Пока я видел только высокую бледную девушку в темном платье.
Волосы у нее стянуты в узел на затылке, что подчеркивает невзрачность ее лица.
Она призраком проходит по коридору, останавливаясь, чтобы посмотреть по
сторонам большими испуганными глазами. Меня ей бояться нечего: подобный тип
меня совсем не привлекает. Когда я договаривался с фрау Маугер об условиях, она
упомянула, что девушка эта — швея в одном из самых больших домов дамских мод в
городе, но теперь болеет и вынуждена оставаться дома. Ей нечем платить врачу, и
она опасается, что потеряет место.
Что же, такова нынешняя жизнь. Дела повсюду обстоят скверно.
И Берлин, видимо, отличается от других городов только тем, что он больше и
шумнее. Днем я некоторое время потратил на то, чтобы распаковать свои вещи. У
меня всего лишь коричневый кожаный чемодан и большой бумажный пакет. Чемодан,
хотя и потертый, отличного качества, и фрау Маугер, наверное, учла это ведь
когда я только вошел, она посмотрела на меня с большим подозрением. Да,
конечно, я ничем не примечателен и не привлекаю в толпе ничьего внимания, но,
пожалуй, для выполнения того, что мне, может быть, придется сделать, это
преимущество. Мое пальто поношено, каблуки стоптаны, но я попробую занять ваксы
у соседа-жильца. Денег у меня немного, и расходовать их надо осмотрительно.
Я пишу эти заметки, чтобы запечатлевать мои мысли и
действия, и впоследствии они могут оказаться важными. Не написать ли в газеты?

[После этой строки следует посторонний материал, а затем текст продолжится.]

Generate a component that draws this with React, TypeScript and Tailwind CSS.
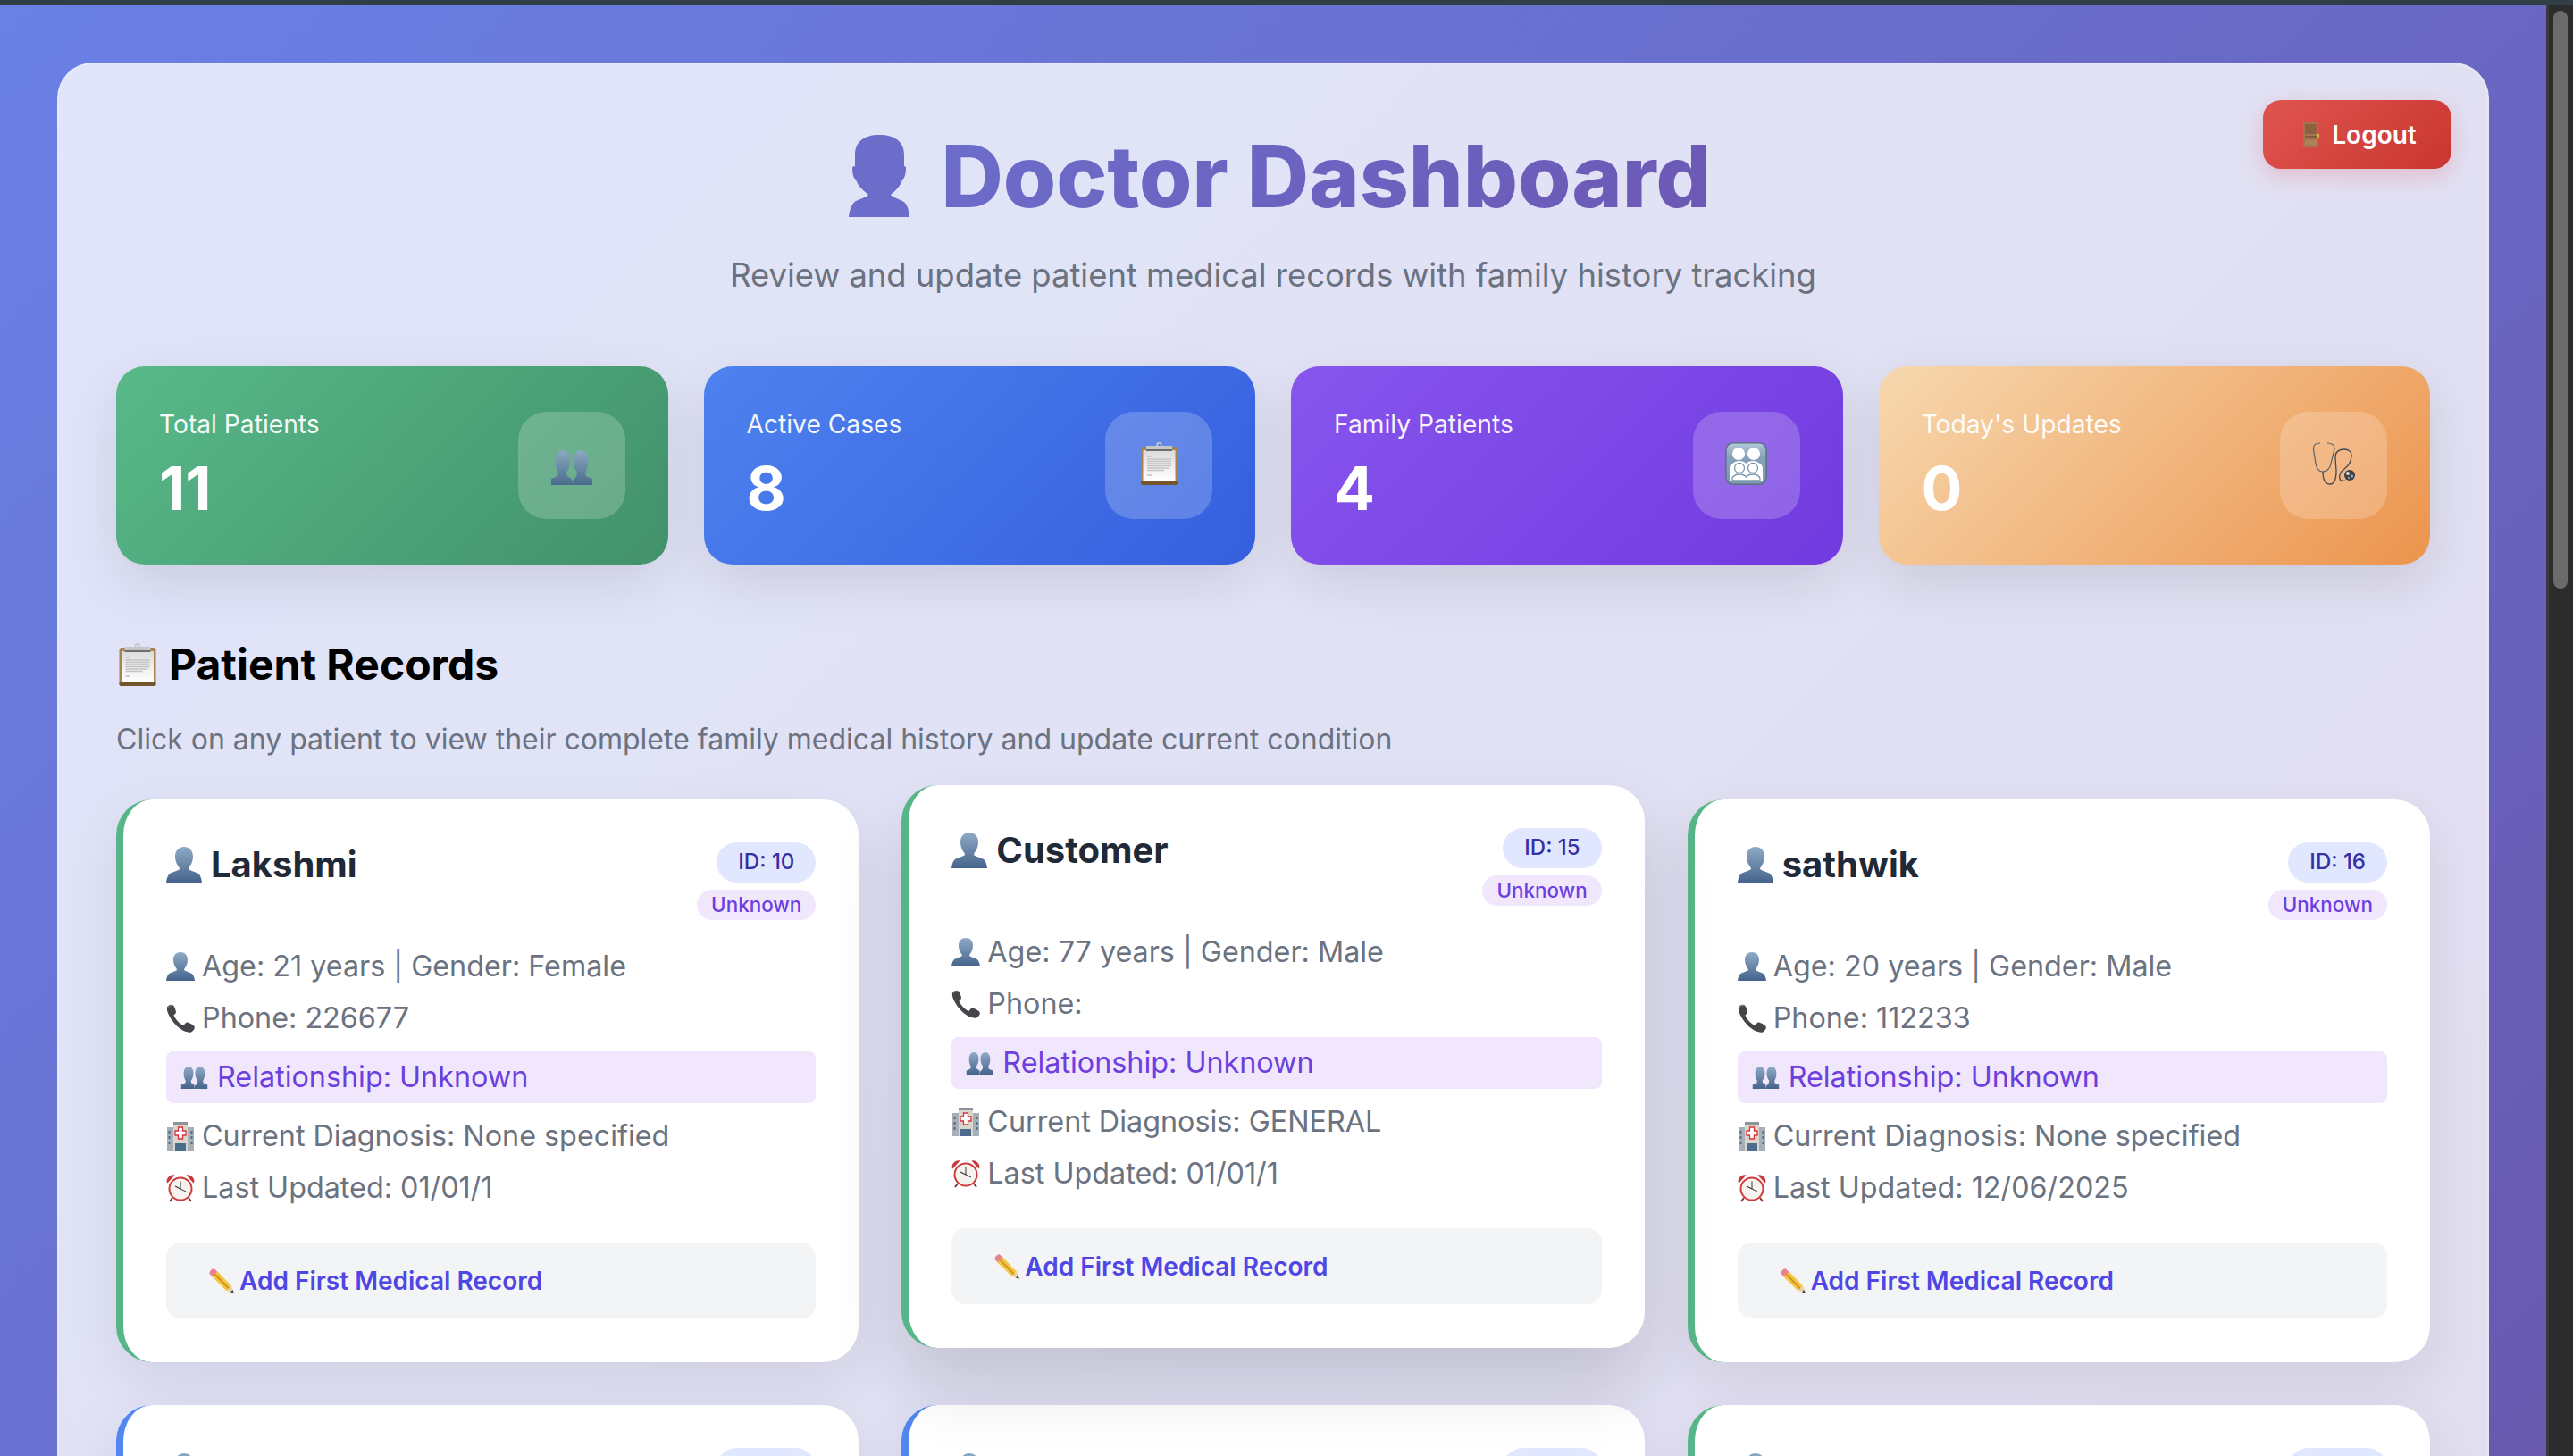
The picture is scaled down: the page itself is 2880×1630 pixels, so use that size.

В Кельне, где я оставался три месяца, это вызвало некоторое внимание. К
счастью, знакомый предупредил меня, что полицию заинтересовали мои крамольные
взгляды, и я вовремя уехал. Здесь следует быть осторожнее и ни в коем случае не
привлекать к себе излишнего внимания. Во всяком случае, сначала. Отец всегда
говорил, что я обладаю сверхъестественной хитростью, что я способен предвидеть
то, что еще только произойдет. Бедняга. Какой трагичной была его смерть! И никто
не сумел понять, как это произошло.
К голой штукатурке стены возле моей кровати пришпилен
пропыленный календарь. По какой-то причине листки первых месяцев не были
оторваны. Я их оторвал и использую обороты как писчую бумагу для моих беглых
заметок. Теперь я чувствую себя много лучше и открыл дальнее окно, чтобы легкий
ветерок освежил духоту комнаты. Сразу стало приятнее. Встав на один из набитых
конским волосом стульев — их в комнате изобилие, — я вижу мощенный булыжником
проулок внизу и провожаю взглядом нескольких прохожих.